Two security guards were at the front entrance of a King Soopers store on South University Boulevard in Highlands Ranch. Workers on the picket line were gathered on the other side of the street. Suzy Vidger, a 17-year employee, said workers were told by store managers that they couldn’t be in front of the store because it was private property .

“We were told that if we picketed across that way, we would be arrested,” Vidger said. “We were also told today that there was a possibility if we parked in the parking lot, we could be towed.”
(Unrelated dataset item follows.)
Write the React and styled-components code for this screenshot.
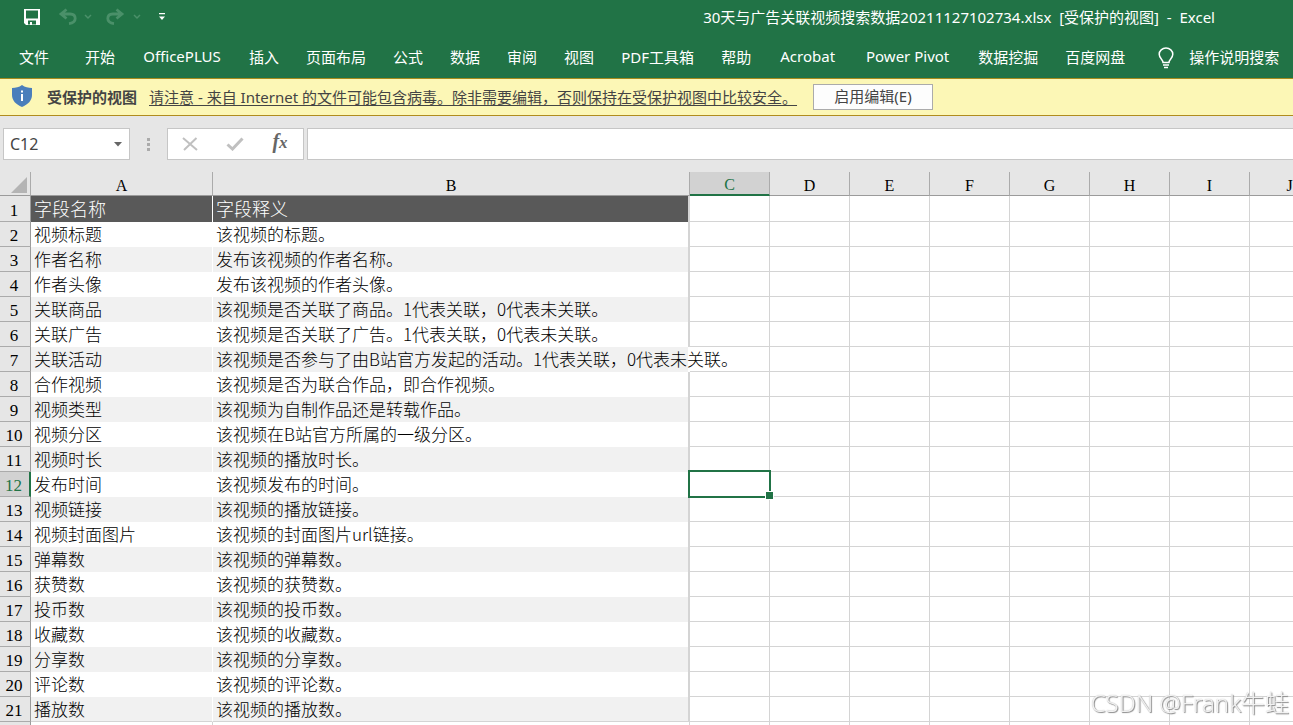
import { useState } from 'react';
import styled, { createGlobalStyle } from 'styled-components';

const GlobalStyle = createGlobalStyle`
  * {
    box-sizing: border-box;
  }

  body {
    margin: 0;
    overflow: hidden;
    background: #e6e6e6;
    font-family: 'Noto Sans', 'Noto Sans CJK SC', sans-serif;
    font-size: 15px;
  }

  button,
  input {
    margin: 0;
    padding: 0;
    border: 0;
    background: none;
    color: inherit;
    font: inherit;
  }
`;

const Window = styled.div`
  display: flex;
  flex-direction: column;
  height: 100vh;
  overflow: hidden;
`;

const TitleBar = styled.header`
  display: flex;
  flex: none;
  align-items: center;
  justify-content: space-between;
  height: 36px;
  padding: 0 78px 2px 23px;
  background: #217346;
  color: #fff;
`;

const QuickAccess = styled.div`
  display: flex;
  align-items: center;
`;

const IconButton = styled.button`
  display: flex;
  align-items: center;
  justify-content: center;
  width: ${({ $width }) => $width}px;
  height: 30px;
  margin-left: ${({ $gap }) => $gap || 0}px;
  color: ${({ $color }) => $color || '#fff'};

  svg {
    flex: none;
  }
`;

const Title = styled.h1`
  margin: 0;
  font-size: 15px;
  font-weight: 400;
  line-height: 34px;
  white-space: pre;
`;

const Ribbon = styled.nav`
  display: flex;
  flex: none;
  gap: 27px;
  height: 42px;
  padding-left: 19px;
  background: #217346;
  color: #fff;
`;

const Tab = styled.button`
  display: flex;
  flex: none;
  align-items: center;
  justify-content: center;
  gap: 15px;
  height: 40px;
  min-width: ${({ $width }) => $width || 30}px;
  margin-right: ${({ $gap }) => $gap || 0}px;
  white-space: nowrap;

  svg {
    margin-top: 4px;
  }
`;

const MessageBar = styled.section`
  display: flex;
  flex: none;
  align-items: center;
  height: 38px;
  padding: 0 0 2px 12px;
  border-top: 1px solid #a58a1c;
  border-bottom: 1px solid #b08c1e;
  background: #fcf7b6;
  color: #444;
  white-space: nowrap;

  svg {
    flex: none;
  }

  strong {
    margin: 0 12px 0 15px;
  }

  a {
    color: inherit;
    text-decoration-skip-ink: none;
    text-underline-offset: 2px;
  }
`;

const EnableButton = styled.button`
  width: 120px;
  height: 26px;
  margin: 2px 0 0 16px;
  padding-bottom: 2px;
  border: 1px solid #ababab;
  background: #fdfdfd;
  line-height: 22px;
`;

const FormulaBar = styled.section`
  display: flex;
  flex: none;
  height: 56px;
  padding: 12px 0 12px 3px;
  color: #444;
`;

const NameBox = styled.div`
  display: flex;
  width: 127px;
  border: 1px solid #c6c6c6;
  background: #fff;

  input {
    flex: 1;
    min-width: 0;
    padding-left: 6px;
    font-size: 16px;
  }
`;

const Grip = styled.div`
  display: flex;
  flex-direction: column;
  align-items: center;
  justify-content: center;
  gap: 2px;
  width: 37px;

  i {
    width: 3px;
    height: 3px;
    background: #ababab;
  }
`;

const FormulaActions = styled.div`
  display: flex;
  align-items: center;
  width: 137px;
  margin-right: 3px;
  border: 1px solid #c6c6c6;
  background: #fff;
`;

const FormulaInput = styled.input`
  flex: 1;
  padding: 0 6px;
  border: 1px solid #c6c6c6;
  border-right: 0;
  background: #fff;
`;

const SheetArea = styled.main`
  flex: 1;
  min-height: 0;
  overflow: hidden;
`;

const Sheet = styled.table`
  width: 1330px;
  table-layout: fixed;
  border-collapse: separate;
  border-spacing: 0;
  background: #fff;
  font-family: 'Noto Sans CJK SC', sans-serif;
  font-size: 17px;
  font-weight: 300;
  color: #000;
`;

const Col = styled.col`
  width: ${({ $width }) => $width}px;
`;

const Corner = styled.td`
  height: 24px;
  padding: 2px 3px 0 0;
  border-right: 1px solid #ababab;
  border-bottom: 1px solid #9b9b9b;
  background: #e6e6e6;

  svg {
    display: block;
    margin-left: auto;
  }
`;

const ColumnHead = styled.th`
  height: 24px;
  padding: 4px 0 0;
  border-right: 1px solid #ababab;
  border-bottom: ${({ $active }) => ($active ? '2px solid #217346' : '1px solid #9b9b9b')};
  background: ${({ $active }) => ($active ? '#d2d2d2' : '#e6e6e6')};
  color: ${({ $active }) => ($active ? '#217346' : '#000')};
  font: 400 16px/18px 'Liberation Serif', serif;
`;

const RowHead = styled.th`
  padding: 4px 2px 0 0;
  border-right: ${({ $active }) => ($active ? '2px solid #217346' : '1px solid #9b9b9b')};
  border-bottom: 1px solid #ababab;
  background: ${({ $active }) => ($active ? '#d2d2d2' : '#e6e6e6')};
  color: ${({ $active }) => ($active ? '#217346' : '#000')};
  font: 400 17px/20px 'Liberation Serif', serif;
`;

const Row = styled.tr`
  height: ${({ $tall }) => ($tall ? 26 : 25)}px;
`;

const Cell = styled.td`
  padding: 0;
  border-right: 1px solid #d4d4d4;
  border-bottom: 1px solid #d4d4d4;
`;

const fills = { head: '#595959', odd: '#f1f1f1', even: '#fff' };

const DataCell = styled.td`
  padding: 0 0 0 3px;
  border-right: ${({ $end, $spill }) => ($end ? `2px solid ${$spill ? '#fff' : '#d4d4d4'}` : '1px solid #fff')};
  border-bottom: ${({ $last }) => ($last ? '1px solid #d4d4d4' : '0')};
  background: ${({ $fill }) => fills[$fill]};
  background-clip: padding-box;
  color: ${({ $fill }) => ($fill === 'head' ? '#fff' : '#000')};
  font-size: ${({ $fill }) => ($fill === 'head' ? 18 : 17)}px;
  line-height: 24px;
  vertical-align: top;
  white-space: nowrap;
`;

const SelectedCell = styled(Cell)`
  position: relative;
`;

const Selection = styled.div`
  position: absolute;
  inset: -2px;
  border: 2px solid #217346;

  &::after {
    content: '';
    position: absolute;
    right: -5px;
    bottom: -4px;
    width: 7px;
    height: 7px;
    border: 1px solid #fff;
    background: #217346;
  }
`;

const Watermark = styled.div`
  position: fixed;
  right: 4px;
  bottom: 4px;
  color: rgba(255, 255, 255, 0.85);
  font-size: 24px;
  font-weight: 300;
  line-height: 36px;
  text-shadow: 1px 1px 1px #888, 0 0 1px #aaa;
  white-space: nowrap;
  pointer-events: none;
`;

const tabs = [
  { label: '文件', gap: 9 },
  { label: '开始' },
  { label: 'OfficePLUS', width: 80 },
  { label: '插入' },
  { label: '页面布局' },
  { label: '公式' },
  { label: '数据' },
  { label: '审阅' },
  { label: '视图' },
  { label: 'PDF工具箱', width: 73 },
  { label: '帮助' },
  { label: 'Acrobat', width: 59 },
  { label: 'Power Pivot', width: 87 },
  { label: '数据挖掘' },
  { label: '百度网盘', gap: 6 },
];

const fields = [
  ['字段名称', '字段释义'],
  ['视频标题', '该视频的标题。'],
  ['作者名称', '发布该视频的作者名称。'],
  ['作者头像', '发布该视频的作者头像。'],
  ['关联商品', '该视频是否关联了商品。1代表关联，0代表未关联。'],
  ['关联广告', '该视频是否关联了广告。1代表关联，0代表未关联。'],
  ['关联活动', '该视频是否参与了由B站官方发起的活动。1代表关联，0代表未关联。'],
  ['合作视频', '该视频是否为联合作品，即合作视频。'],
  ['视频类型', '该视频为自制作品还是转载作品。'],
  ['视频分区', '该视频在B站官方所属的一级分区。'],
  ['视频时长', '该视频的播放时长。'],
  ['发布时间', '该视频发布的时间。'],
  ['视频链接', '该视频的播放链接。'],
  ['视频封面图片', '该视频的封面图片url链接。'],
  ['弹幕数', '该视频的弹幕数。'],
  ['获赞数', '该视频的获赞数。'],
  ['投币数', '该视频的投币数。'],
  ['收藏数', '该视频的收藏数。'],
  ['分享数', '该视频的分享数。'],
  ['评论数', '该视频的评论数。'],
  ['播放数', '该视频的播放数。'],
];

const columns = ['A', 'B', 'C', 'D', 'E', 'F', 'G', 'H', 'I', 'J'];
const emptyColumns = columns.slice(2);
const SELECTED_ROW = 12;

const SaveIcon = () => (
  <svg width="18" height="18" viewBox="0 0 18 18" fill="currentColor">
    <path fillRule="evenodd" d="M1 1h16v16H3l-2-2zM3 2.500v8h12v-8zM5 12.500v4h2v-2.500h2v2.500h4v-4z" />
  </svg>
);

const UndoIcon = ({ flip }) => (
  <svg width="20" height="18" viewBox="0 0 20 18" fill="none" stroke="currentColor" strokeWidth="2.8">
    <g transform={flip ? 'matrix(-1 0 0 1 20 0)' : undefined}>
      <path d="M8.500 1.500 3 6l5.500 4.500M3 6h9.200c3 0 5 1.800 5 4.600s-2.200 4.500-6.200 5" />
    </g>
  </svg>
);

const ChevronIcon = () => (
  <svg width="8" height="6" viewBox="0 0 8 6" fill="none" stroke="currentColor" strokeWidth="1.5">
    <path d="m1 1 3 3 3-3" />
  </svg>
);

const CustomizeIcon = () => (
  <svg width="6" height="8" viewBox="0 0 6 8" fill="currentColor">
    <path d="M0 0h6v1.300H0zM0 3.500h6L3 7z" />
  </svg>
);

const BulbIcon = () => (
  <svg width="16" height="22" viewBox="0 0 16 22" fill="none" stroke="currentColor" strokeWidth="1.5">
    <path d="M5 15.500c0-3-3.800-4.200-3.800-8.200a6.800 6.300 0 0 1 13.600 0c0 4-3.800 5.200-3.800 8.200zM5 18h6M6 20.500h4" />
  </svg>
);

const ShieldIcon = () => (
  <svg width="20" height="22" viewBox="0 0 20 22">
    <path fill="#4a7ebb" d="M10 0c3 2.300 6.300 3 10 3v7c0 5.500-4 9.500-10 12C4 19.500 0 15.500 0 10V3c3.700 0 7-.7 10-3z" />
    <path fill="#fff" d="M9 5.500h2v2H9zM9 9h2v7H9z" />
  </svg>
);

const ArrowIcon = () => (
  <svg width="8" height="5" viewBox="0 0 8 5" fill="#666">
    <path d="M0 0h8L4 4.500z" />
  </svg>
);

const CancelIcon = () => (
  <svg width="16" height="14" viewBox="0 0 16 14" fill="none" stroke="currentColor" strokeWidth="2">
    <path d="m1 1 14 12M14.500 1 2 13" />
  </svg>
);

const CheckIcon = () => (
  <svg width="18" height="14" viewBox="0 0 18 14" fill="none" stroke="currentColor" strokeWidth="3">
    <path d="m1.500 7.500 5 4.500L16.500 1.500" />
  </svg>
);

const FunctionLabel = styled.span`
  padding-bottom: 4px;
  font: italic 700 20px/22px 'Liberation Serif', serif;

  small {
    font-size: 17px;
  }
`;

const App = () => {
  const [name, setName] = useState('C12');
  const [formula, setFormula] = useState('');

  return (
    <Window>
      <GlobalStyle />
      <TitleBar>
        <QuickAccess>
          <IconButton $width={18} aria-label="保存"><SaveIcon /></IconButton>
          <IconButton $width={20} $gap={17} $color="#4a9069" aria-label="撤消"><UndoIcon /></IconButton>
          <IconButton $width={8} $gap={6} $color="#4a9069" aria-label="撤消列表"><ChevronIcon /></IconButton>
          <IconButton $width={20} $gap={13} $color="#4a9069" aria-label="恢复"><UndoIcon flip /></IconButton>
          <IconButton $width={8} $gap={8} $color="#4a9069" aria-label="恢复列表"><ChevronIcon /></IconButton>
          <IconButton $width={6} $gap={18} aria-label="自定义快速访问工具栏"><CustomizeIcon /></IconButton>
        </QuickAccess>
        <Title>{'30天与广告关联视频搜索数据20211127102734.xlsx  [受保护的视图]  -  Excel'}</Title>
      </TitleBar>
      <Ribbon>
        {tabs.map(({ label, gap, width }) => (
          <Tab key={label} $gap={gap} $width={width}>{label}</Tab>
        ))}
        <Tab><BulbIcon />操作说明搜索</Tab>
      </Ribbon>
      <MessageBar>
        <ShieldIcon />
        <strong>受保护的视图</strong>
        <a href="#protected">请注意 - 来自 Internet 的文件可能包含病毒。除非需要编辑，否则保持在受保护视图中比较安全。</a>
        <EnableButton>启用编辑(E)</EnableButton>
      </MessageBar>
      <FormulaBar>
        <NameBox>
          <input aria-label="名称框" value={name} onChange={(e) => setName(e.target.value)} />
          <IconButton $width={22} aria-label="名称列表"><ArrowIcon /></IconButton>
        </NameBox>
        <Grip><i /><i /><i /></Grip>
        <FormulaActions>
          <IconButton $width={44} $color="#c0c0c0" aria-label="取消"><CancelIcon /></IconButton>
          <IconButton $width={46} $color="#c0c0c0" aria-label="输入"><CheckIcon /></IconButton>
          <IconButton $width={44} $color="#666" aria-label="插入函数">
            <FunctionLabel>f<small>x</small></FunctionLabel>
          </IconButton>
        </FormulaActions>
        <FormulaInput aria-label="编辑栏" value={formula} onChange={(e) => setFormula(e.target.value)} />
      </FormulaBar>
      <SheetArea>
        <Sheet>
          <colgroup>
            <Col $width={31} />
            <Col $width={182} />
            <Col $width={477} />
            {emptyColumns.map((column) => <Col key={column} $width={80} />)}
          </colgroup>
          <thead>
            <tr>
              <Corner>
                <svg width="16" height="16" viewBox="0 0 16 16"><path fill="#b4b4b4" d="M16 0v16H0z" /></svg>
              </Corner>
              {columns.map((column) => (
                <ColumnHead key={column} scope="col" $active={column === 'C'}>{column}</ColumnHead>
              ))}
            </tr>
          </thead>
          <tbody>
            {fields.map(([field, meaning], index) => {
              const row = index + 1;
              const fill = index === 0 ? 'head' : row % 2 ? 'odd' : 'even';
              const last = row === fields.length;
              return (
                <Row key={row} $tall={index === 0}>
                  <RowHead scope="row" $active={row === SELECTED_ROW}>{row}</RowHead>
                  <DataCell $fill={fill} $last={last}>{field}</DataCell>
                  <DataCell $fill={fill} $last={last} $end $spill={row === 7}>{meaning}</DataCell>
                  {emptyColumns.map((column) => (
                    row === SELECTED_ROW && column === 'C'
                      ? <SelectedCell key={column}><Selection /></SelectedCell>
                      : <Cell key={column} />
                  ))}
                </Row>
              );
            })}
            <Row>
              <RowHead scope="row" aria-label="22" />
              {columns.map((column) => <Cell key={column} />)}
            </Row>
          </tbody>
        </Sheet>
      </SheetArea>
      <Watermark>CSDN @Frank牛蛙</Watermark>
    </Window>
  );
};

export default App;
The strike affects the King Soopers stores where the union’s contracts expired Jan. 8. The stores are in the following cities: Denver, Arvada, Aurora, Boulder, Broomfield, Centennial, Commerce City, Edgewater, Englewood, Evergreen, Federal Heights, Glendale, Golden, Greenwood Village, Highlands Ranch, Lakewood, Littleton, Louisville, Thornton, Westminster and Wheat Ridge.

The union’s contracts with other King Soopers and City Market stores expire later in January and in February. The union is still negotiating with Albertsons, which owns Albertsons and Safeway stores in the state.

The union filed a federal lawsuit against King Soopers in late December, accusing the company of unfair labor practices. King Soopers filed a complaint with the National Labor Relations Board Tuesday accusing the union of the same thing.

King Soopers has been advertising for temporary replacement workers, and the company announced Wednesday morning that its stores will remain open through the strike.

Union members from across the country have traveled to Colorado to support striking workers, Cordova said.

 

The last strike by grocery workers in Colorado was in 1996. Union members at King Soopers walked off the job and Safeway and Albertsons eventually locked out union members. The strike lasted 42 days.